_Task to complete_
Write the data out again exactly, with no pictures.

_Provided data_
⁂

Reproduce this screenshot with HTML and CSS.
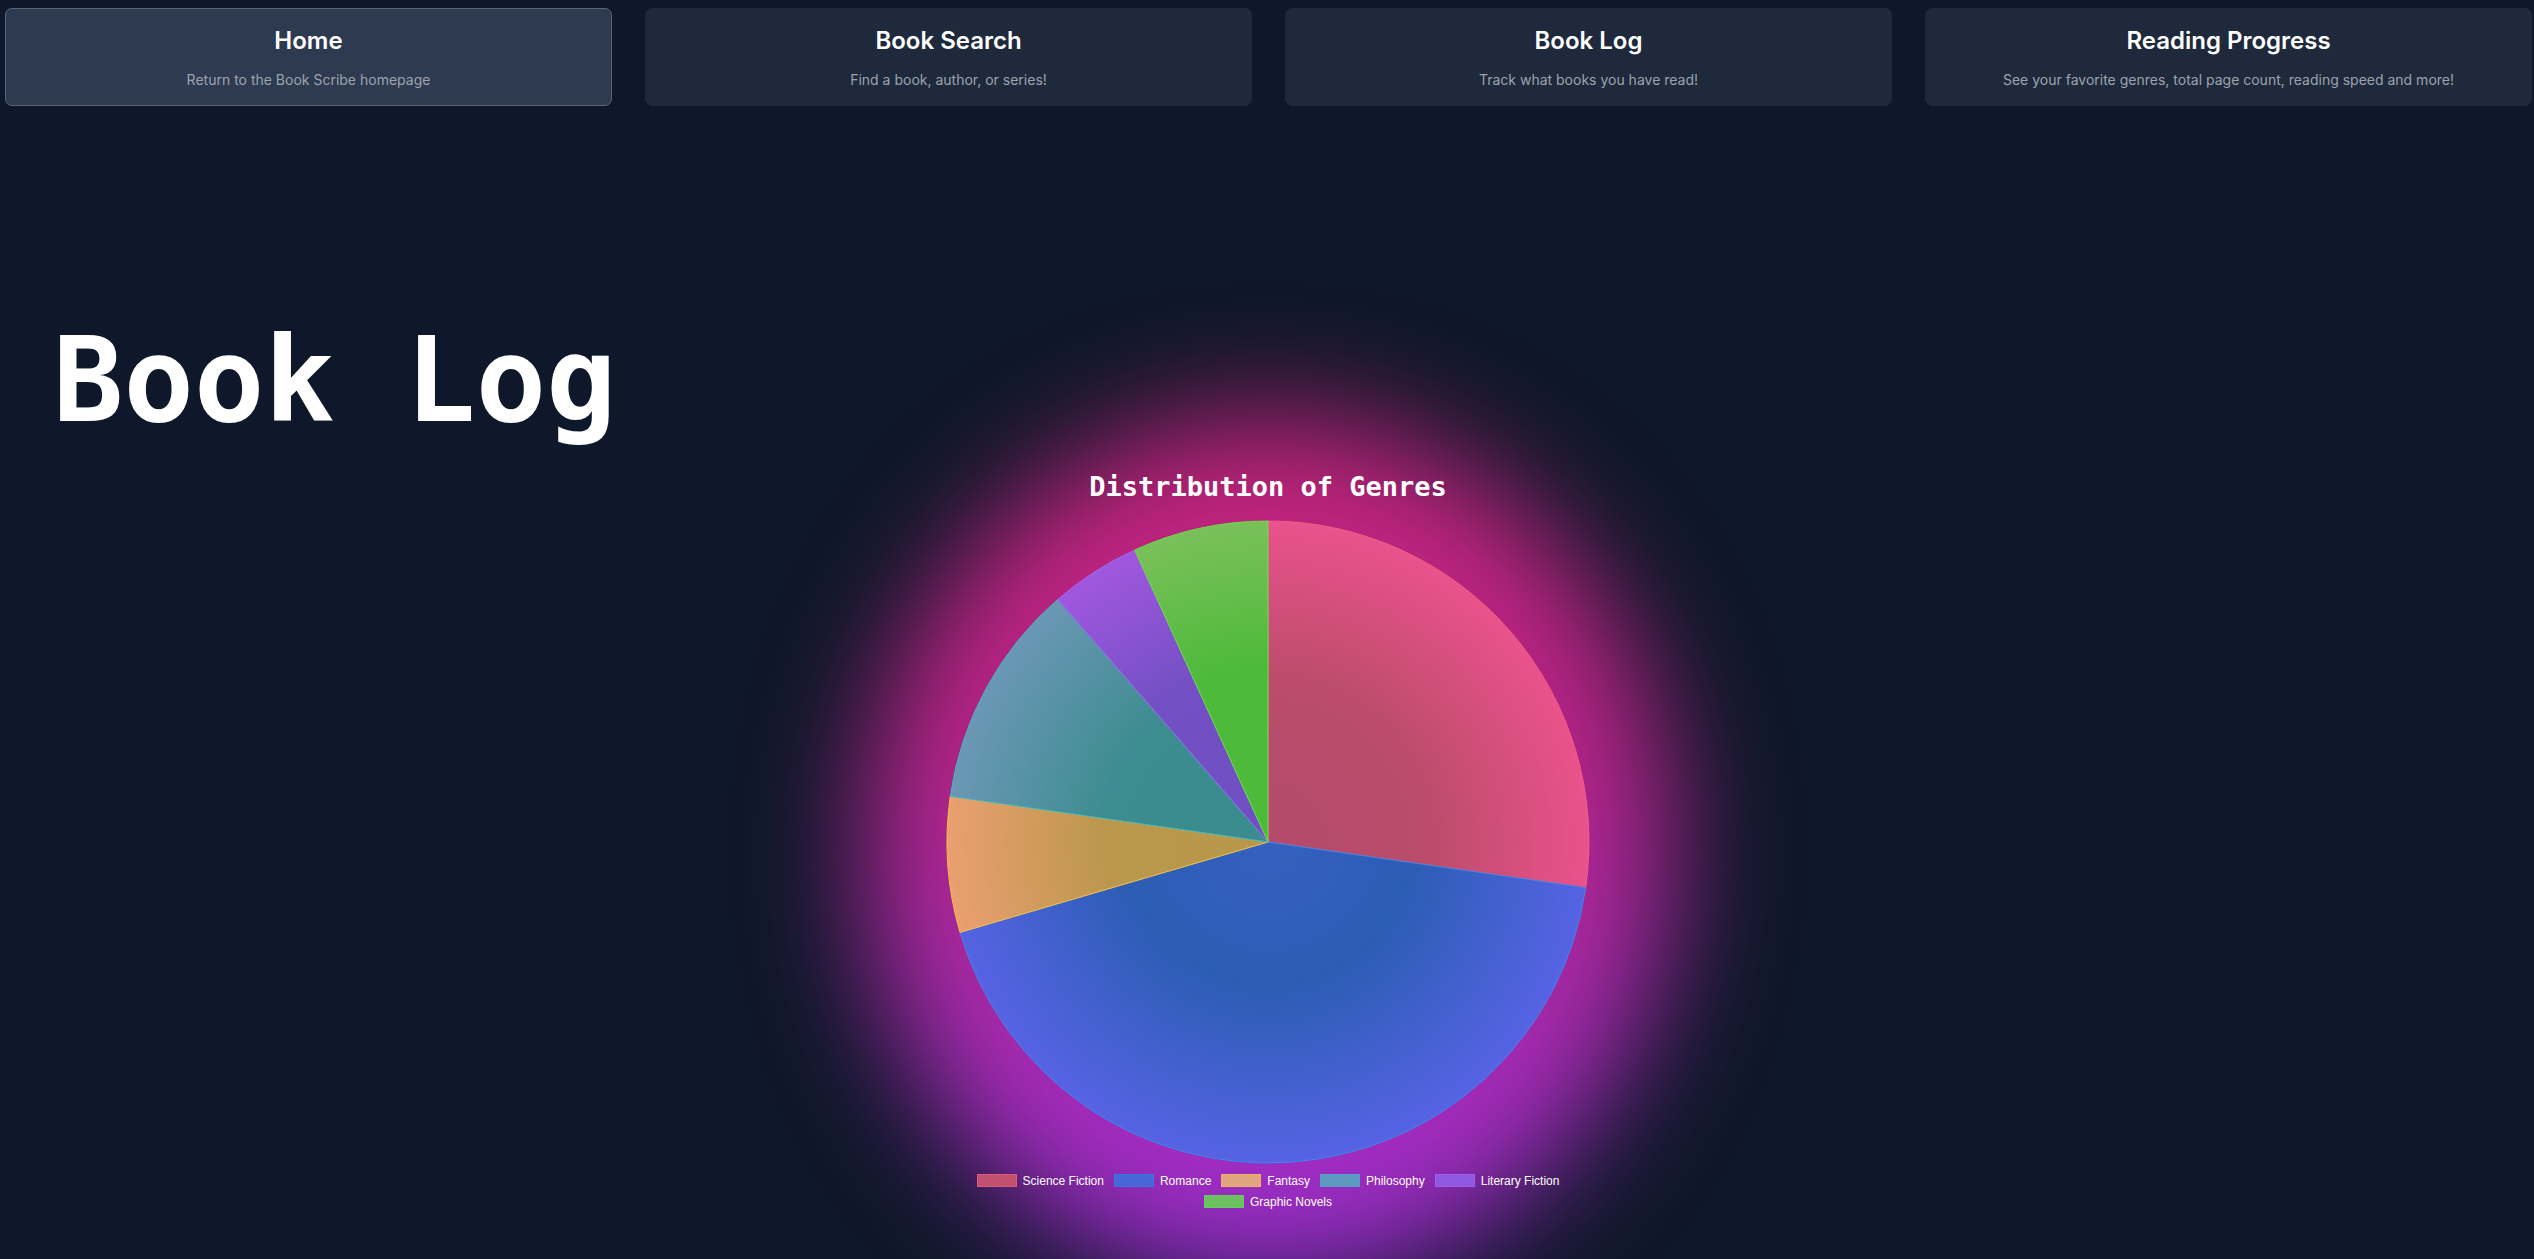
FILE: index.html
```html
<!DOCTYPE html>
<html lang="en">
<head>
<meta charset="utf-8">
<title>Book Log</title>
<link rel="stylesheet" href="styles.css">
</head>
<body>
  <nav class="nav">
    <a class="nav-card nav-card--active" href="#">
      <span class="nav-title">Home</span>
      <span class="nav-sub">Return to the Book Scribe homepage</span>
    </a>
    <a class="nav-card" href="#">
      <span class="nav-title">Book Search</span>
      <span class="nav-sub">Find a book, author, or series!</span>
    </a>
    <a class="nav-card" href="#">
      <span class="nav-title">Book Log</span>
      <span class="nav-sub">Track what books you have read!</span>
    </a>
    <a class="nav-card" href="#">
      <span class="nav-title">Reading Progress</span>
      <span class="nav-sub">See your favorite genres, total page count, reading speed and more!</span>
    </a>
  </nav>

  <h1 class="page-title">Book Log</h1>

  <section class="chart">
    <div class="chart-glow"></div>
    <h2 class="chart-title">Distribution of Genres</h2>
    <svg class="pie" width="644" height="644" viewBox="0 0 644 644">
      <defs>
        <radialGradient id="g-sf" gradientUnits="userSpaceOnUse" cx="322" cy="322" r="321">
          <stop offset="0" stop-color="#b44a6c"/>
          <stop offset="0.5" stop-color="#bb4c6b"/>
          <stop offset="1" stop-color="#ea528b"/>
        </radialGradient>
        <radialGradient id="g-ro" gradientUnits="userSpaceOnUse" cx="322" cy="322" r="321">
          <stop offset="0" stop-color="#3560c0"/>
          <stop offset="0.45" stop-color="#2c5db4"/>
          <stop offset="1" stop-color="#5663e4"/>
        </radialGradient>
        <radialGradient id="g-fa" gradientUnits="userSpaceOnUse" cx="322" cy="322" r="321">
          <stop offset="0" stop-color="#b7984a"/>
          <stop offset="0.5" stop-color="#ba974c"/>
          <stop offset="1" stop-color="#ea9f70"/>
        </radialGradient>
        <radialGradient id="g-ph" gradientUnits="userSpaceOnUse" cx="322" cy="322" r="321">
          <stop offset="0" stop-color="#3a8c8e"/>
          <stop offset="0.5" stop-color="#3c8c90"/>
          <stop offset="1" stop-color="#6b97b5"/>
        </radialGradient>
        <radialGradient id="g-lf" gradientUnits="userSpaceOnUse" cx="322" cy="322" r="321">
          <stop offset="0" stop-color="#6e4fc0"/>
          <stop offset="0.55" stop-color="#7350c4"/>
          <stop offset="1" stop-color="#a157de"/>
        </radialGradient>
        <radialGradient id="g-gn" gradientUnits="userSpaceOnUse" cx="322" cy="322" r="321">
          <stop offset="0" stop-color="#4cba38"/>
          <stop offset="0.55" stop-color="#4eba3a"/>
          <stop offset="1" stop-color="#7ac05a"/>
        </radialGradient>
      </defs>
      <path d="M322,322 L322,1 A321,321 0 0 1 639.73,367.68 Z" fill="url(#g-sf)" stroke="#ee5f86" stroke-width="1"/>
      <path d="M322,322 L639.73,367.68 A321,321 0 0 1 13.99,412.41 Z" fill="url(#g-ro)" stroke="#3d86e6" stroke-width="1"/>
      <path d="M322,322 L13.99,412.41 A321,321 0 0 1 4.26,276.32 Z" fill="url(#g-fa)" stroke="#f6c040" stroke-width="1"/>
      <path d="M322,322 L4.26,276.32 A321,321 0 0 1 111.79,79.40 Z" fill="url(#g-ph)" stroke="#3fb8c4" stroke-width="1"/>
      <path d="M322,322 L111.79,79.40 A321,321 0 0 1 188.65,30.00 Z" fill="url(#g-lf)" stroke="#9a6af4" stroke-width="1"/>
      <path d="M322,322 L188.65,30.00 A321,321 0 0 1 322,1 Z" fill="url(#g-gn)" stroke="#66e04a" stroke-width="1"/>
    </svg>
    <ul class="legend">
      <li class="legend-item"><span class="swatch swatch--sf"></span>Science Fiction</li>
      <li class="legend-item"><span class="swatch swatch--ro"></span>Romance</li>
      <li class="legend-item"><span class="swatch swatch--fa"></span>Fantasy</li>
      <li class="legend-item"><span class="swatch swatch--ph"></span>Philosophy</li>
      <li class="legend-item"><span class="swatch swatch--lf"></span>Literary Fiction</li>
      <li class="legend-item"><span class="swatch swatch--gn"></span>Graphic Novels</li>
    </ul>
  </section>
</body>
</html>
```
FILE: styles.css
```css
html, body {
  margin: 0;
  padding: 0;
  overflow: hidden;
  background: #0f172a;
}

body {
  font-family: Inter, "Noto Sans", "Liberation Sans", sans-serif;
  color: #ffffff;
  min-height: 100vh;
}

.nav {
  display: flex;
  gap: 33px;
  padding: 8px 0 0 5px;
}

.nav-card {
  flex: 0 0 607px;
  box-sizing: border-box;
  height: 98px;
  display: flex;
  flex-direction: column;
  align-items: center;
  padding: 16px 16px 15px;
  background: #1e293b;
  border: 1px solid #1e293b;
  border-radius: 7px;
  text-decoration: none;
}

.nav-card--active {
  background: #2e3a4f;
  border-color: #56657c;
}

.nav-title {
  font-size: 24px;
  line-height: 32px;
  font-weight: 600;
  color: #ffffff;
}

.nav-sub {
  margin-top: 13px;
  font-size: 14px;
  line-height: 20px;
  color: #9ca3af;
}

.page-title {
  margin: 205px 0 0 53px;
  font-family: "DejaVu Sans Mono", "Liberation Mono", monospace;
  font-size: 117px;
  line-height: 140px;
  font-weight: 700;
  color: #ffffff;
}

.chart {
  position: relative;
  width: 700px;
  margin: 20px auto 0;
  left: 1px;
  display: flex;
  flex-direction: column;
  align-items: center;
}

.chart-glow {
  position: absolute;
  left: 50%;
  top: -55px;
  width: 810px;
  height: 870px;
  margin-left: -405px;
  border-radius: 50%;
  background: linear-gradient(180deg, #c8237a 0%, #b8248a 40%, #9a2fd6 100%);
  filter: blur(58px);
  z-index: 0;
}

.chart-title {
  position: relative;
  z-index: 1;
  margin: 0;
  font-family: "DejaVu Sans Mono", "Liberation Mono", monospace;
  font-size: 27px;
  line-height: 32px;
  font-weight: 700;
  color: #ffffff;
}

.pie {
  position: relative;
  z-index: 1;
  display: block;
  margin-top: 17px;
}

.legend {
  position: relative;
  z-index: 1;
  width: 650px;
  margin: 6px 0 0;
  padding: 0;
  list-style: none;
  display: flex;
  flex-wrap: wrap;
  justify-content: center;
  column-gap: 10px;
}

.legend-item {
  display: flex;
  align-items: center;
  height: 21px;
  font-family: "Liberation Sans", Arial, sans-serif;
  font-size: 12px;
  color: #ffffff;
}

.swatch {
  box-sizing: border-box;
  width: 40px;
  height: 13px;
  margin-right: 6px;
  border: 1px solid;
}

.swatch--sf { background: #c2506f; border-color: #e0587a; }
.swatch--ro { background: #4766d8; border-color: #3478e0; }
.swatch--fa { background: #e0a57e; border-color: #f0b060; }
.swatch--ph { background: #5e9ac0; border-color: #4e9fcf; }
.swatch--lf { background: #8e58df; border-color: #9b60f0; }
.swatch--gn { background: #6cc060; border-color: #5ed060; }
```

⁂

_Written response_
Reproduce this screenshot with HTML and CSS.
FILE: index.html
```html
<!DOCTYPE html>
<html lang="en">
<head>
<meta charset="utf-8">
<title>Book Log</title>
<link rel="stylesheet" href="styles.css">
</head>
<body>
  <nav class="nav">
    <a class="nav-card nav-card--active" href="#">
      <span class="nav-title">Home</span>
      <span class="nav-sub">Return to the Book Scribe homepage</span>
    </a>
    <a class="nav-card" href="#">
      <span class="nav-title">Book Search</span>
      <span class="nav-sub">Find a book, author, or series!</span>
    </a>
    <a class="nav-card" href="#">
      <span class="nav-title">Book Log</span>
      <span class="nav-sub">Track what books you have read!</span>
    </a>
    <a class="nav-card" href="#">
      <span class="nav-title">Reading Progress</span>
      <span class="nav-sub">See your favorite genres, total page count, reading speed and more!</span>
    </a>
  </nav>

  <h1 class="page-title">Book Log</h1>

  <section class="chart">
    <div class="chart-glow"></div>
    <h2 class="chart-title">Distribution of Genres</h2>
    <svg class="pie" width="644" height="644" viewBox="0 0 644 644">
      <defs>
        <radialGradient id="g-sf" gradientUnits="userSpaceOnUse" cx="322" cy="322" r="321">
          <stop offset="0" stop-color="#b44a6c"/>
          <stop offset="0.5" stop-color="#bb4c6b"/>
          <stop offset="1" stop-color="#ea528b"/>
        </radialGradient>
        <radialGradient id="g-ro" gradientUnits="userSpaceOnUse" cx="322" cy="322" r="321">
          <stop offset="0" stop-color="#3560c0"/>
          <stop offset="0.45" stop-color="#2c5db4"/>
          <stop offset="1" stop-color="#5663e4"/>
        </radialGradient>
        <radialGradient id="g-fa" gradientUnits="userSpaceOnUse" cx="322" cy="322" r="321">
          <stop offset="0" stop-color="#b7984a"/>
          <stop offset="0.5" stop-color="#ba974c"/>
          <stop offset="1" stop-color="#ea9f70"/>
        </radialGradient>
        <radialGradient id="g-ph" gradientUnits="userSpaceOnUse" cx="322" cy="322" r="321">
          <stop offset="0" stop-color="#3a8c8e"/>
          <stop offset="0.5" stop-color="#3c8c90"/>
          <stop offset="1" stop-color="#6b97b5"/>
        </radialGradient>
        <radialGradient id="g-lf" gradientUnits="userSpaceOnUse" cx="322" cy="322" r="321">
          <stop offset="0" stop-color="#6e4fc0"/>
          <stop offset="0.55" stop-color="#7350c4"/>
          <stop offset="1" stop-color="#a157de"/>
        </radialGradient>
        <radialGradient id="g-gn" gradientUnits="userSpaceOnUse" cx="322" cy="322" r="321">
          <stop offset="0" stop-color="#4cba38"/>
          <stop offset="0.55" stop-color="#4eba3a"/>
          <stop offset="1" stop-color="#7ac05a"/>
        </radialGradient>
      </defs>
      <path d="M322,322 L322,1 A321,321 0 0 1 639.73,367.68 Z" fill="url(#g-sf)" stroke="#ee5f86" stroke-width="1"/>
      <path d="M322,322 L639.73,367.68 A321,321 0 0 1 13.99,412.41 Z" fill="url(#g-ro)" stroke="#3d86e6" stroke-width="1"/>
      <path d="M322,322 L13.99,412.41 A321,321 0 0 1 4.26,276.32 Z" fill="url(#g-fa)" stroke="#f6c040" stroke-width="1"/>
      <path d="M322,322 L4.26,276.32 A321,321 0 0 1 111.79,79.40 Z" fill="url(#g-ph)" stroke="#3fb8c4" stroke-width="1"/>
      <path d="M322,322 L111.79,79.40 A321,321 0 0 1 188.65,30.00 Z" fill="url(#g-lf)" stroke="#9a6af4" stroke-width="1"/>
      <path d="M322,322 L188.65,30.00 A321,321 0 0 1 322,1 Z" fill="url(#g-gn)" stroke="#66e04a" stroke-width="1"/>
    </svg>
    <ul class="legend">
      <li class="legend-item"><span class="swatch swatch--sf"></span>Science Fiction</li>
      <li class="legend-item"><span class="swatch swatch--ro"></span>Romance</li>
      <li class="legend-item"><span class="swatch swatch--fa"></span>Fantasy</li>
      <li class="legend-item"><span class="swatch swatch--ph"></span>Philosophy</li>
      <li class="legend-item"><span class="swatch swatch--lf"></span>Literary Fiction</li>
      <li class="legend-item"><span class="swatch swatch--gn"></span>Graphic Novels</li>
    </ul>
  </section>
</body>
</html>
```
FILE: styles.css
```css
html, body {
  margin: 0;
  padding: 0;
  overflow: hidden;
  background: #0f172a;
}

body {
  font-family: Inter, "Noto Sans", "Liberation Sans", sans-serif;
  color: #ffffff;
  min-height: 100vh;
}

.nav {
  display: flex;
  gap: 33px;
  padding: 8px 0 0 5px;
}

.nav-card {
  flex: 0 0 607px;
  box-sizing: border-box;
  height: 98px;
  display: flex;
  flex-direction: column;
  align-items: center;
  padding: 16px 16px 15px;
  background: #1e293b;
  border: 1px solid #1e293b;
  border-radius: 7px;
  text-decoration: none;
}

.nav-card--active {
  background: #2e3a4f;
  border-color: #56657c;
}

.nav-title {
  font-size: 24px;
  line-height: 32px;
  font-weight: 600;
  color: #ffffff;
}

.nav-sub {
  margin-top: 13px;
  font-size: 14px;
  line-height: 20px;
  color: #9ca3af;
}

.page-title {
  margin: 205px 0 0 53px;
  font-family: "DejaVu Sans Mono", "Liberation Mono", monospace;
  font-size: 117px;
  line-height: 140px;
  font-weight: 700;
  color: #ffffff;
}

.chart {
  position: relative;
  width: 700px;
  margin: 20px auto 0;
  left: 1px;
  display: flex;
  flex-direction: column;
  align-items: center;
}

.chart-glow {
  position: absolute;
  left: 50%;
  top: -55px;
  width: 810px;
  height: 870px;
  margin-left: -405px;
  border-radius: 50%;
  background: linear-gradient(180deg, #c8237a 0%, #b8248a 40%, #9a2fd6 100%);
  filter: blur(58px);
  z-index: 0;
}

.chart-title {
  position: relative;
  z-index: 1;
  margin: 0;
  font-family: "DejaVu Sans Mono", "Liberation Mono", monospace;
  font-size: 27px;
  line-height: 32px;
  font-weight: 700;
  color: #ffffff;
}

.pie {
  position: relative;
  z-index: 1;
  display: block;
  margin-top: 17px;
}

.legend {
  position: relative;
  z-index: 1;
  width: 650px;
  margin: 6px 0 0;
  padding: 0;
  list-style: none;
  display: flex;
  flex-wrap: wrap;
  justify-content: center;
  column-gap: 10px;
}

.legend-item {
  display: flex;
  align-items: center;
  height: 21px;
  font-family: "Liberation Sans", Arial, sans-serif;
  font-size: 12px;
  color: #ffffff;
}

.swatch {
  box-sizing: border-box;
  width: 40px;
  height: 13px;
  margin-right: 6px;
  border: 1px solid;
}

.swatch--sf { background: #c2506f; border-color: #e0587a; }
.swatch--ro { background: #4766d8; border-color: #3478e0; }
.swatch--fa { background: #e0a57e; border-color: #f0b060; }
.swatch--ph { background: #5e9ac0; border-color: #4e9fcf; }
.swatch--lf { background: #8e58df; border-color: #9b60f0; }
.swatch--gn { background: #6cc060; border-color: #5ed060; }
```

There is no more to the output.